● **WHAT THIS TASK INVOLVES**
Return all of the data exactly as written, without the pictures.

● **DATA SHOWN**
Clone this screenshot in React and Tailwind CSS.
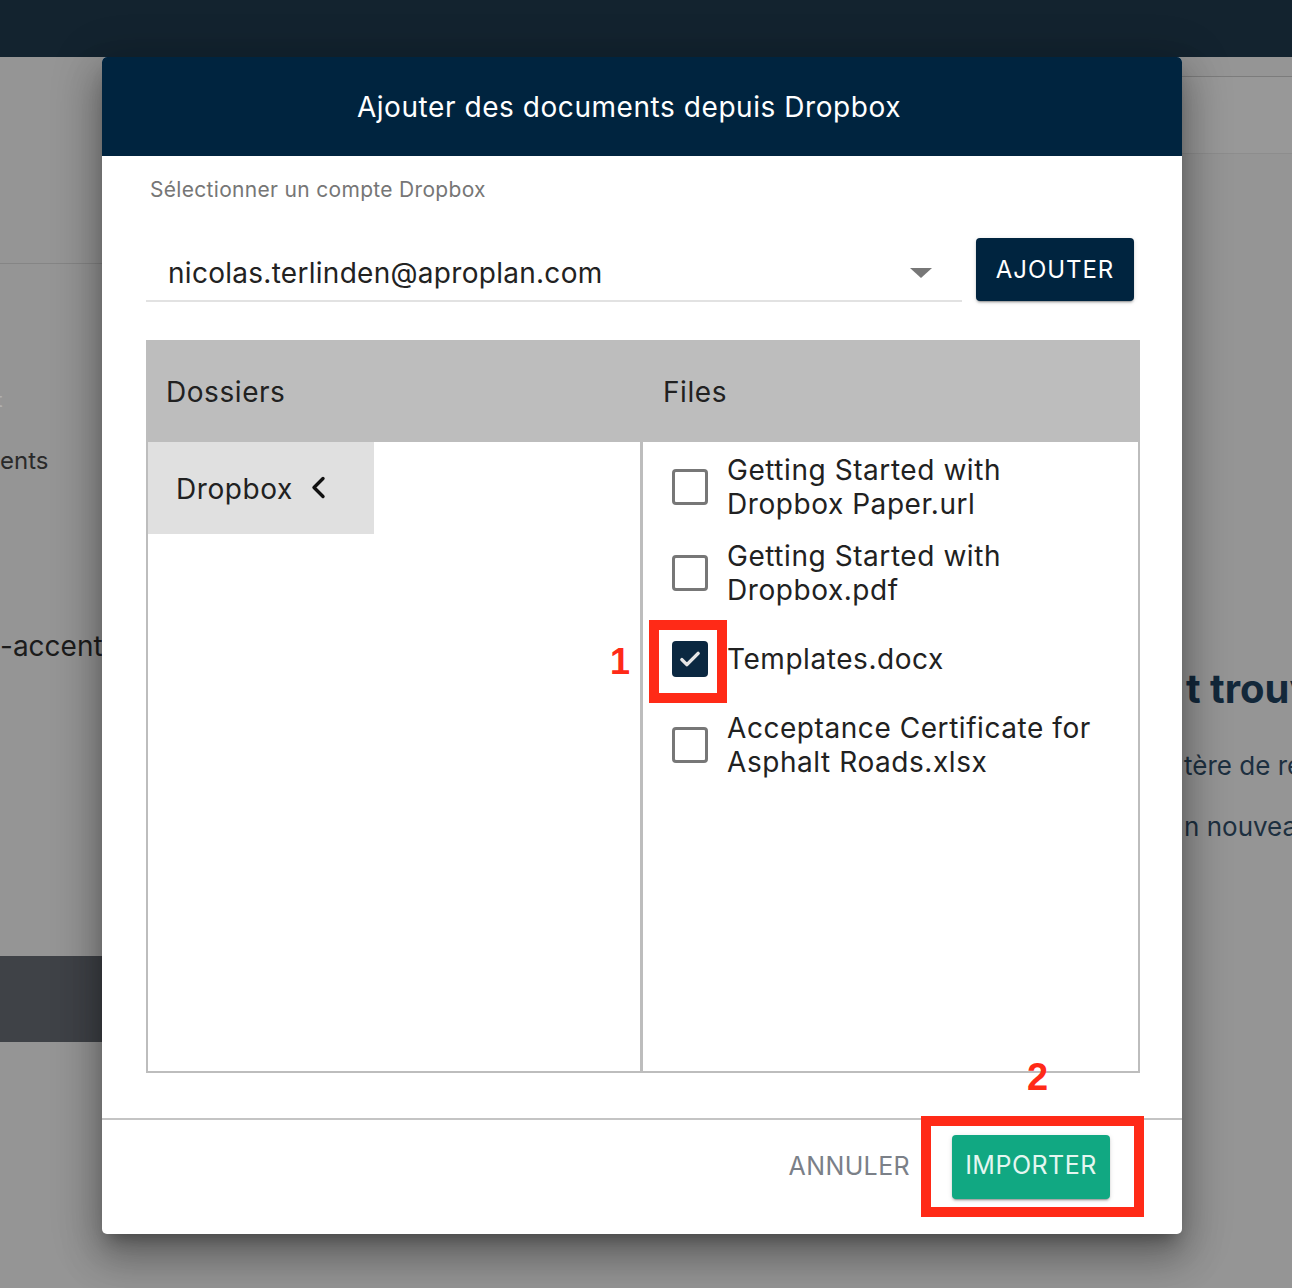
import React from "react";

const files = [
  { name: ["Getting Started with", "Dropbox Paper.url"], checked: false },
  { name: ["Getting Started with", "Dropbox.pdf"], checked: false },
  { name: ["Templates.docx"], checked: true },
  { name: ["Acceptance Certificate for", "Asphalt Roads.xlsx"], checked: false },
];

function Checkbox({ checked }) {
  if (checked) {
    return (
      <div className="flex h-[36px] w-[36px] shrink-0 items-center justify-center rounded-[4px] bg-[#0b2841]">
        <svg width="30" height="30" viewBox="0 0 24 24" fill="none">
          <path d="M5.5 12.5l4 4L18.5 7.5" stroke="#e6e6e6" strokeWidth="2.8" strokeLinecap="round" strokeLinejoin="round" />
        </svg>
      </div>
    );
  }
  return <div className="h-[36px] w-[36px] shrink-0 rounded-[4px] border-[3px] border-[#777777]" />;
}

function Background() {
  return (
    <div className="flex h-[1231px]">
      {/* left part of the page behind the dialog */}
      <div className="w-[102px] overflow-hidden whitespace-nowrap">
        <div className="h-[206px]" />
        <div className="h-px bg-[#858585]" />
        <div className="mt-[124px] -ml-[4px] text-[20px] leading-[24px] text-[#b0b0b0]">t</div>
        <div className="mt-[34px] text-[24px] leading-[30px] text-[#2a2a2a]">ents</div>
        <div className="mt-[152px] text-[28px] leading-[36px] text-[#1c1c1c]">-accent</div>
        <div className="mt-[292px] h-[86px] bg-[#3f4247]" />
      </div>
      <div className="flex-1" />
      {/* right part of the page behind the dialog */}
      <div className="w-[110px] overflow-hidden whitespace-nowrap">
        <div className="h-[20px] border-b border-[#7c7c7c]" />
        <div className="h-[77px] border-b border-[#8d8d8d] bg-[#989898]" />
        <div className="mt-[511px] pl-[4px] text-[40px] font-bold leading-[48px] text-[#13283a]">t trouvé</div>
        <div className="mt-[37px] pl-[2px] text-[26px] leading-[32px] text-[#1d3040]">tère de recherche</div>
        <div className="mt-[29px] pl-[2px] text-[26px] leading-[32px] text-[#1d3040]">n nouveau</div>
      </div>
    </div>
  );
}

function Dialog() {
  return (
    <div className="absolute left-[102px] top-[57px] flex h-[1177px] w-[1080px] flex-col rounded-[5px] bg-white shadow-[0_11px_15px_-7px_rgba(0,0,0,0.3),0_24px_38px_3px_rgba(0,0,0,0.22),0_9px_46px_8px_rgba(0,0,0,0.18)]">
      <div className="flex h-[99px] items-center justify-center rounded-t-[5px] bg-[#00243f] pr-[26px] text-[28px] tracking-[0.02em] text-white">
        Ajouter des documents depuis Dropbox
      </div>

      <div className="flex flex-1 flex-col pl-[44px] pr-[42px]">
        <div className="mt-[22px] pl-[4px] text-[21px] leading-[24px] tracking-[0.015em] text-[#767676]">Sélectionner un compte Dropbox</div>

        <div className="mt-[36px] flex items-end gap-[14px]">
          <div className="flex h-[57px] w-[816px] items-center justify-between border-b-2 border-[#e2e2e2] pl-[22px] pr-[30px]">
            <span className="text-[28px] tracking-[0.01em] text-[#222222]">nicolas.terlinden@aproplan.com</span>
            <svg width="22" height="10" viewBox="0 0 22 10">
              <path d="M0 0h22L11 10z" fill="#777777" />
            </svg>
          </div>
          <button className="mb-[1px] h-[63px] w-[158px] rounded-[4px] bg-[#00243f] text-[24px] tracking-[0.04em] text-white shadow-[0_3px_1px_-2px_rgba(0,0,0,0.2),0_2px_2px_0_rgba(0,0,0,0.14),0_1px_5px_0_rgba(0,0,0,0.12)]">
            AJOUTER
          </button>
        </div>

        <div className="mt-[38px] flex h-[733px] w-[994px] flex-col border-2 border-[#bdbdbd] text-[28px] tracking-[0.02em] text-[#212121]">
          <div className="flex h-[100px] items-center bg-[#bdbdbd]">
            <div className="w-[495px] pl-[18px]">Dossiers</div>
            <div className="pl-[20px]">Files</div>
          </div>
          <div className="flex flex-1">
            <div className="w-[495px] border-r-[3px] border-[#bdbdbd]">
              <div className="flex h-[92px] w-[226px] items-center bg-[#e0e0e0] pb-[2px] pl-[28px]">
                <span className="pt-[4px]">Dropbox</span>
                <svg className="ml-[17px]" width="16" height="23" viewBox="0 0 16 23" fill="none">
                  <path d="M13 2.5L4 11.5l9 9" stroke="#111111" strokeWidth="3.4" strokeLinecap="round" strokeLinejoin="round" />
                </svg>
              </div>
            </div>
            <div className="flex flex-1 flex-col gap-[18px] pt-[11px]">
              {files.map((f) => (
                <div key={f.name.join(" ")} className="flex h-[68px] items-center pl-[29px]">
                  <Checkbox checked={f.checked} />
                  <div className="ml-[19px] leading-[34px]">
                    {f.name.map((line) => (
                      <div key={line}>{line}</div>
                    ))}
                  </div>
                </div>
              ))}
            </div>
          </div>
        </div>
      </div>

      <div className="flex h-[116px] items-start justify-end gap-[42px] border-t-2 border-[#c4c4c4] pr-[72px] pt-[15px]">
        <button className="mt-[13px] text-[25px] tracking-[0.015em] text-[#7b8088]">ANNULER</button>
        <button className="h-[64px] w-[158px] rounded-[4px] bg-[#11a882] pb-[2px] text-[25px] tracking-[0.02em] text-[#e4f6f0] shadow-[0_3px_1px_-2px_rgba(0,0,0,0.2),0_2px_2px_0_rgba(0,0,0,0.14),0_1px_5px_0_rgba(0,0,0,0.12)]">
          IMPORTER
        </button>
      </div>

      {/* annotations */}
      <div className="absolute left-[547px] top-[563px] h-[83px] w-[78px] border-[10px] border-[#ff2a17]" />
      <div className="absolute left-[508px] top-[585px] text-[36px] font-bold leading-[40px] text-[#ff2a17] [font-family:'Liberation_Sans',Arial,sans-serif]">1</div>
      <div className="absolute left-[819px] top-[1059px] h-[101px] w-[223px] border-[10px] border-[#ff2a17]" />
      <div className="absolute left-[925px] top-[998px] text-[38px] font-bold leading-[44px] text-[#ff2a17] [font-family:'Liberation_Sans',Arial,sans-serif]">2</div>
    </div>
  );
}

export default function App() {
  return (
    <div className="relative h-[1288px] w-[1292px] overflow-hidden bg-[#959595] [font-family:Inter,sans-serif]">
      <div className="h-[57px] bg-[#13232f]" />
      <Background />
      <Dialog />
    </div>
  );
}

● **SOLVED EXERCISE**
Clone this screenshot in React and Tailwind CSS.
import React from "react";

const files = [
  { name: ["Getting Started with", "Dropbox Paper.url"], checked: false },
  { name: ["Getting Started with", "Dropbox.pdf"], checked: false },
  { name: ["Templates.docx"], checked: true },
  { name: ["Acceptance Certificate for", "Asphalt Roads.xlsx"], checked: false },
];

function Checkbox({ checked }) {
  if (checked) {
    return (
      <div className="flex h-[36px] w-[36px] shrink-0 items-center justify-center rounded-[4px] bg-[#0b2841]">
        <svg width="30" height="30" viewBox="0 0 24 24" fill="none">
          <path d="M5.5 12.5l4 4L18.5 7.5" stroke="#e6e6e6" strokeWidth="2.8" strokeLinecap="round" strokeLinejoin="round" />
        </svg>
      </div>
    );
  }
  return <div className="h-[36px] w-[36px] shrink-0 rounded-[4px] border-[3px] border-[#777777]" />;
}

function Background() {
  return (
    <div className="flex h-[1231px]">
      {/* left part of the page behind the dialog */}
      <div className="w-[102px] overflow-hidden whitespace-nowrap">
        <div className="h-[206px]" />
        <div className="h-px bg-[#858585]" />
        <div className="mt-[124px] -ml-[4px] text-[20px] leading-[24px] text-[#b0b0b0]">t</div>
        <div className="mt-[34px] text-[24px] leading-[30px] text-[#2a2a2a]">ents</div>
        <div className="mt-[152px] text-[28px] leading-[36px] text-[#1c1c1c]">-accent</div>
        <div className="mt-[292px] h-[86px] bg-[#3f4247]" />
      </div>
      <div className="flex-1" />
      {/* right part of the page behind the dialog */}
      <div className="w-[110px] overflow-hidden whitespace-nowrap">
        <div className="h-[20px] border-b border-[#7c7c7c]" />
        <div className="h-[77px] border-b border-[#8d8d8d] bg-[#989898]" />
        <div className="mt-[511px] pl-[4px] text-[40px] font-bold leading-[48px] text-[#13283a]">t trouvé</div>
        <div className="mt-[37px] pl-[2px] text-[26px] leading-[32px] text-[#1d3040]">tère de recherche</div>
        <div className="mt-[29px] pl-[2px] text-[26px] leading-[32px] text-[#1d3040]">n nouveau</div>
      </div>
    </div>
  );
}

function Dialog() {
  return (
    <div className="absolute left-[102px] top-[57px] flex h-[1177px] w-[1080px] flex-col rounded-[5px] bg-white shadow-[0_11px_15px_-7px_rgba(0,0,0,0.3),0_24px_38px_3px_rgba(0,0,0,0.22),0_9px_46px_8px_rgba(0,0,0,0.18)]">
      <div className="flex h-[99px] items-center justify-center rounded-t-[5px] bg-[#00243f] pr-[26px] text-[28px] tracking-[0.02em] text-white">
        Ajouter des documents depuis Dropbox
      </div>

      <div className="flex flex-1 flex-col pl-[44px] pr-[42px]">
        <div className="mt-[22px] pl-[4px] text-[21px] leading-[24px] tracking-[0.015em] text-[#767676]">Sélectionner un compte Dropbox</div>

        <div className="mt-[36px] flex items-end gap-[14px]">
          <div className="flex h-[57px] w-[816px] items-center justify-between border-b-2 border-[#e2e2e2] pl-[22px] pr-[30px]">
            <span className="text-[28px] tracking-[0.01em] text-[#222222]">nicolas.terlinden@aproplan.com</span>
            <svg width="22" height="10" viewBox="0 0 22 10">
              <path d="M0 0h22L11 10z" fill="#777777" />
            </svg>
          </div>
          <button className="mb-[1px] h-[63px] w-[158px] rounded-[4px] bg-[#00243f] text-[24px] tracking-[0.04em] text-white shadow-[0_3px_1px_-2px_rgba(0,0,0,0.2),0_2px_2px_0_rgba(0,0,0,0.14),0_1px_5px_0_rgba(0,0,0,0.12)]">
            AJOUTER
          </button>
        </div>

        <div className="mt-[38px] flex h-[733px] w-[994px] flex-col border-2 border-[#bdbdbd] text-[28px] tracking-[0.02em] text-[#212121]">
          <div className="flex h-[100px] items-center bg-[#bdbdbd]">
            <div className="w-[495px] pl-[18px]">Dossiers</div>
            <div className="pl-[20px]">Files</div>
          </div>
          <div className="flex flex-1">
            <div className="w-[495px] border-r-[3px] border-[#bdbdbd]">
              <div className="flex h-[92px] w-[226px] items-center bg-[#e0e0e0] pb-[2px] pl-[28px]">
                <span className="pt-[4px]">Dropbox</span>
                <svg className="ml-[17px]" width="16" height="23" viewBox="0 0 16 23" fill="none">
                  <path d="M13 2.5L4 11.5l9 9" stroke="#111111" strokeWidth="3.4" strokeLinecap="round" strokeLinejoin="round" />
                </svg>
              </div>
            </div>
            <div className="flex flex-1 flex-col gap-[18px] pt-[11px]">
              {files.map((f) => (
                <div key={f.name.join(" ")} className="flex h-[68px] items-center pl-[29px]">
                  <Checkbox checked={f.checked} />
                  <div className="ml-[19px] leading-[34px]">
                    {f.name.map((line) => (
                      <div key={line}>{line}</div>
                    ))}
                  </div>
                </div>
              ))}
            </div>
          </div>
        </div>
      </div>

      <div className="flex h-[116px] items-start justify-end gap-[42px] border-t-2 border-[#c4c4c4] pr-[72px] pt-[15px]">
        <button className="mt-[13px] text-[25px] tracking-[0.015em] text-[#7b8088]">ANNULER</button>
        <button className="h-[64px] w-[158px] rounded-[4px] bg-[#11a882] pb-[2px] text-[25px] tracking-[0.02em] text-[#e4f6f0] shadow-[0_3px_1px_-2px_rgba(0,0,0,0.2),0_2px_2px_0_rgba(0,0,0,0.14),0_1px_5px_0_rgba(0,0,0,0.12)]">
          IMPORTER
        </button>
      </div>

      {/* annotations */}
      <div className="absolute left-[547px] top-[563px] h-[83px] w-[78px] border-[10px] border-[#ff2a17]" />
      <div className="absolute left-[508px] top-[585px] text-[36px] font-bold leading-[40px] text-[#ff2a17] [font-family:'Liberation_Sans',Arial,sans-serif]">1</div>
      <div className="absolute left-[819px] top-[1059px] h-[101px] w-[223px] border-[10px] border-[#ff2a17]" />
      <div className="absolute left-[925px] top-[998px] text-[38px] font-bold leading-[44px] text-[#ff2a17] [font-family:'Liberation_Sans',Arial,sans-serif]">2</div>
    </div>
  );
}

export default function App() {
  return (
    <div className="relative h-[1288px] w-[1292px] overflow-hidden bg-[#959595] [font-family:Inter,sans-serif]">
      <div className="h-[57px] bg-[#13232f]" />
      <Background />
      <Dialog />
    </div>
  );
}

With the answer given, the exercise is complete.